The aperture angle of the camera must not be too large. The camera shall namely particularly record the license plate of the vehicle such that it can be clearly identified. Thus, an objective of long focal length having a correspondingly narrow field of view has to be used. This results in some problems:
Generally the photographed vehicle is not alone on the road. Other vehicles are present, which generally move at different speeds. Passing actions take place. These other vehicles can considerably disturb the radar measurement. They can possibly feign an exceeding of the upper speed limit, which is not present in reality or in any case not done by the driver of the photographed vehicle. The evidential value of radar measurement and photographic picture can thereby be reduced very much. This is particularly the case when the radar measurement just makes an "instant picture" and thus measures the speed just within a relative short period of time.
In order to at least recognize these errors, it would be necessary to photograph a larger field of view. Then it could be recognized, whether there were other, for example passing vehicles in the area of the photographed vehicle presumed to be measured, which other vehicles could have falsified the measurement.

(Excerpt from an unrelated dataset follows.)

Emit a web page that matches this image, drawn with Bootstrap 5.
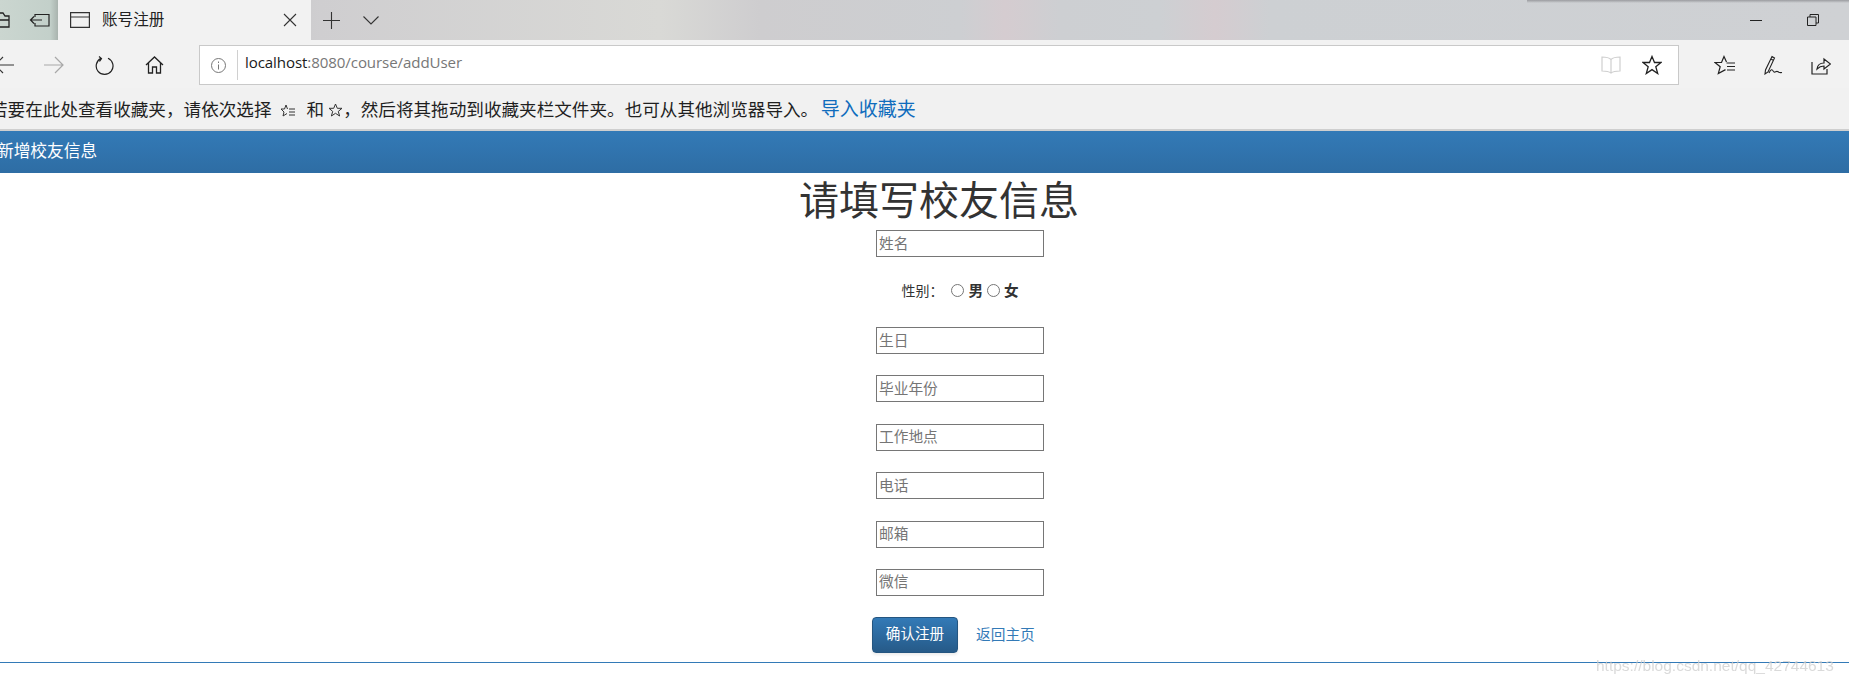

This requirement of recording a larger field of view stands in contradiction to the requirement of a clear picture of the license plate of the vehicle. The simultaneous recording by two cameras, one of which operates with an objective of short focal length and the other one of which operates with an objective of long focal length, requires considerable technical expenditure and doubles the film consumption.

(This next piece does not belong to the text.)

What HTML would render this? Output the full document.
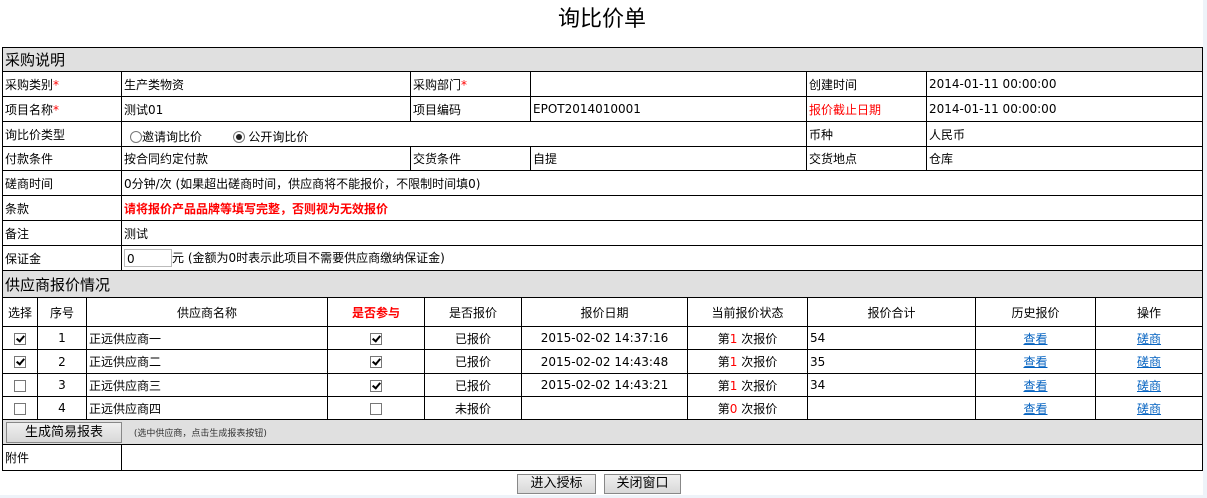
<!DOCTYPE html>
<html><head><meta charset="utf-8"><style>
body{margin:0;background:#fff;font-family:"DejaVu Sans","Noto Sans CJK SC",sans-serif;font-size:12px;color:#000;width:1207px;height:498px;overflow:hidden;position:relative}
.title{position:absolute;top:6px;left:0;width:1204px;text-align:center;font-size:22px;line-height:28px}
table{position:absolute;left:2px;border-collapse:collapse;table-layout:fixed;width:1200px}
td{border:1px solid #000;padding:0 0 0 2px;white-space:nowrap;overflow:hidden}
.sec{background:#e0e0e0;font-size:15px;padding-left:2px}
.red{color:#f00}
.c{text-align:center;padding:0}
.cb{display:inline-block;width:12px;height:12px;border:1px solid #777;background:#fff;vertical-align:middle;position:relative;box-sizing:border-box}
.cb.k::after{content:"";position:absolute;left:3px;top:0px;width:3px;height:6px;border:solid #000;border-width:0 2px 2px 0;transform:rotate(40deg)}
a{color:#0563c1;text-decoration:underline}
.btn{display:inline-block;border:1px solid #888;background:linear-gradient(#f0f0f0,#d8d8d8);font-size:12px;text-align:center;line-height:17px;box-sizing:border-box}
.rb{display:inline-block;width:12px;height:12px;border:1px solid #777;border-radius:50%;vertical-align:middle;position:relative;box-sizing:border-box;background:#fff}
.rb.on::after{content:"";position:absolute;left:2px;top:2px;width:6px;height:6px;border-radius:50%;background:#222}
</style></head><body>
<div class="title">询比价单</div>
<table style="top:47px">
<colgroup><col style="width:119px"><col style="width:289px"><col style="width:120px"><col style="width:276px"><col style="width:120px"><col style="width:276px"></colgroup>
<tr style="height:24px"><td colspan="6" class="sec">采购说明</td></tr>
<tr style="height:25px"><td>采购类别<span class="red">*</span></td><td>生产类物资</td><td>采购部门<span class="red">*</span></td><td></td><td>创建时间</td><td>2014-01-11 00:00:00</td></tr>
<tr style="height:25px"><td>项目名称<span class="red">*</span></td><td>测试01</td><td>项目编码</td><td>EPOT2014010001</td><td class="red">报价截止日期</td><td>2014-01-11 00:00:00</td></tr>
<tr style="height:25px"><td>询比价类型</td><td colspan="3" style="padding-left:8px;padding-top:4px"><span class="rb"></span>邀请询比价 &nbsp; &nbsp; &nbsp; &nbsp;<span class="rb on"></span> 公开询比价</td><td>币种</td><td>人民币</td></tr>
<tr style="height:24px"><td>付款条件</td><td>按合同约定付款</td><td>交货条件</td><td>自提</td><td>交货地点</td><td>仓库</td></tr>
<tr style="height:25px"><td>磋商时间</td><td colspan="5">0分钟/次 (如果超出磋商时间，供应商将不能报价，不限制时间填0)</td></tr>
<tr style="height:25px"><td>条款</td><td colspan="5" class="red" style="font-weight:bold">请将报价产品品牌等填写完整，否则视为无效报价</td></tr>
<tr style="height:25px"><td>备注</td><td colspan="5">测试</td></tr>
<tr style="height:25px"><td>保证金</td><td colspan="5"><span style="display:inline-block;width:48px;height:18px;border:1px solid #bbb;vertical-align:middle;line-height:18px;padding-left:2px;box-sizing:border-box">0</span>元 (金额为0时表示此项目不需要供应商缴纳保证金)</td></tr>
<tr style="height:27px"><td colspan="6" class="sec">供应商报价情况</td></tr>
</table>
<table style="top:297px">
<colgroup><col style="width:35px"><col style="width:49px"><col style="width:241px"><col style="width:97px"><col style="width:97px"><col style="width:166px"><col style="width:120px"><col style="width:168px"><col style="width:120px"><col style="width:107px"></colgroup>
<tr style="height:29px"><td class="c">选择</td><td class="c">序号</td><td class="c">供应商名称</td><td class="c red" style="font-weight:bold">是否参与</td><td class="c">是否报价</td><td class="c">报价日期</td><td class="c">当前报价状态</td><td class="c">报价合计</td><td class="c">历史报价</td><td class="c">操作</td></tr>
<tr style="height:23px"><td class="c"><span class="cb k"></span></td><td class="c">1</td><td>正远供应商一</td><td class="c"><span class="cb k"></span></td><td class="c">已报价</td><td class="c">2015-02-02 14:37:16</td><td class="c">第<span class="red">1</span> 次报价</td><td>54</td><td class="c"><a>查看</a></td><td class="c"><a>磋商</a></td></tr>
<tr style="height:24px"><td class="c"><span class="cb k"></span></td><td class="c">2</td><td>正远供应商二</td><td class="c"><span class="cb k"></span></td><td class="c">已报价</td><td class="c">2015-02-02 14:43:48</td><td class="c">第<span class="red">1</span> 次报价</td><td>35</td><td class="c"><a>查看</a></td><td class="c"><a>磋商</a></td></tr>
<tr style="height:23px"><td class="c"><span class="cb"></span></td><td class="c">3</td><td>正远供应商三</td><td class="c"><span class="cb k"></span></td><td class="c">已报价</td><td class="c">2015-02-02 14:43:21</td><td class="c">第<span class="red">1</span> 次报价</td><td>34</td><td class="c"><a>查看</a></td><td class="c"><a>磋商</a></td></tr>
<tr style="height:23px"><td class="c"><span class="cb"></span></td><td class="c">4</td><td>正远供应商四</td><td class="c"><span class="cb"></span></td><td class="c">未报价</td><td class="c"></td><td class="c">第<span class="red">0</span> 次报价</td><td></td><td class="c"><a>查看</a></td><td class="c"><a>磋商</a></td></tr>
</table>
<table style="top:419px">
<colgroup><col style="width:119px"><col style="width:1081px"></colgroup>
<tr style="height:25px"><td colspan="2" style="background:#e0e0e0;padding-left:3px"><span class="btn" style="width:116px;height:21px;font-size:13px;line-height:19px">生成简易报表</span> <span style="font-size:9px;color:#333;margin-left:8px">(选中供应商，点击生成报表按钮)</span></td></tr>
<tr style="height:26px"><td>附件</td><td></td></tr>
</table>
<span class="btn" style="position:absolute;left:517px;top:474px;width:79px;height:20px;font-size:13px">进入授标</span>
<span class="btn" style="position:absolute;left:604px;top:474px;width:77px;height:20px;font-size:13px">关闭窗口</span>
<div style="position:absolute;right:0;top:0;width:4px;height:498px;background:#eef3f9"></div>
<div style="position:absolute;left:0;bottom:0;width:1207px;height:3px;background:#eef3f9"></div>
</body></html>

Another way of recognizing erroneous measurements effected by other vehicles consists in that the speed measured by Doppler radar is followed up over a period of time as long as possible. The measurement should thus, if possible, be effected throughout the total measuring section, that is as long as the vehicle is hit by the radar beam. From the signal waveform over a time as long as possible, possible disturbing influences can then be recognized more easily.
Practically each Doppler period supplies a measuring value of the speed of the detected vehicle. Thus, series of individual measuring values are obtained. These measuring values can vary considerably due to different influences. A method is known for forming a measuring value to be recorded from these different varying measuring values and for elimination of doubtful measuring values. In this method the measuring values are classified according to speed classes. Thus, it is examined, how often a measuring value lies, for example, between 40 km/h and 50 km/h, how often between 50 km/h and 60 km/h etc. This results in a "histogram", that means a representation of the number of the speed measurements as a function of the measuring result. That part of the histogram is examined, which is located above a certain frequency level. With an accurate measurement one measuring value should dominate, that means that many measurements should result in this measuring value. The variation should be small. In this case the histogram would be a high narrow peak. Very wide histograms or histograms having several peaks and gaps therebetween indicate disturbances. In the first case the value of the speed, at which the high narrow peak is located, is taken as measuring value to be indicated. In the latter cases the measurement is rejected. In the known method the measurement is carried out over the total measuring section.
In the known method the traffic moving away is measured. This does not present any problems, after the measurement has been effected and evaluated, to make the photographic picture, when the vehicle with its rear leaves the radar beam, if the measurement indicates unambiguously exceeding of the upper speed limit. Then the rear of the vehicle is located at the limit of the radar beam and the measuring section, this limit being located within the field of view.
However, it is often desirable to monitor the approaching traffic, that means the vehicles travelling towards the radar beam in the direction toward the traffic monitoring device. This necessity can result from practical conditions. The monitoring of the approaching traffic also offers the advantage, that the vehicle can be photographed frontally. Thereby, using suitable exposure techniques, not just the license plate of the vehicle can be identified but also the driver.
If, however, it is desired to monitor the approaching traffic in the described way, then problems arise with the photographic recording: When the vehicle has completely passed the measuring section, such that its rear is located at the limit of the measuring section this time located on the side of the traffic monitoring device, then, due to the narrow field of view of the camera, the front end of the vehicle with the license plate of the vehicle generally is already located outside the field of view. Thus, the license plate of the vehicle could not be detected any more.
Therefore it is known, in the measurement in approaching traffic, to effect the measurement of the measuring value of the speed just in a narrow part of the measuring section actually available and to release the camera due to this measurement, when the measuring value exceeds the predetermined threshold value. Then the measuring value obtained with this measurement also is recorded. This results in the disadvantage already mentioned above, that practically just an instant value of the speed measured with the Doppler radar is obtained, which does not permit any conclusions about disturbing influences and the reliability of which can therefore be doubtful.
Therefore, a method for photographic traffic monitoring is known (EP-A- 0,188,694), wherein the releasing of the camera in fact is controlled by such a relative short-time speed measurement, such that the front end of the vehicle still is detected in the field of view of the camera, and with which also the measuring value obtained with this short-time speed measurement is recorded, wherein, however, subsequently a "verification" of this measuring value is effected. Over the rest of the measuring section it is examined whether the arriving speed measuring values are within a predetermined band width about the first measuring value to be recorded. If this is not the case, this measuring value is not recorded, that means it is not reflected into the picture already made.
Also with this known method the measuring value of the speed to be recorded is obtained just on a part of the available measuring section. Therefore the measuring value is not completely reliable, as explained above. However, the "verification" during the remaining part of the measuring section uses this not quite reliable measuring value as a reference.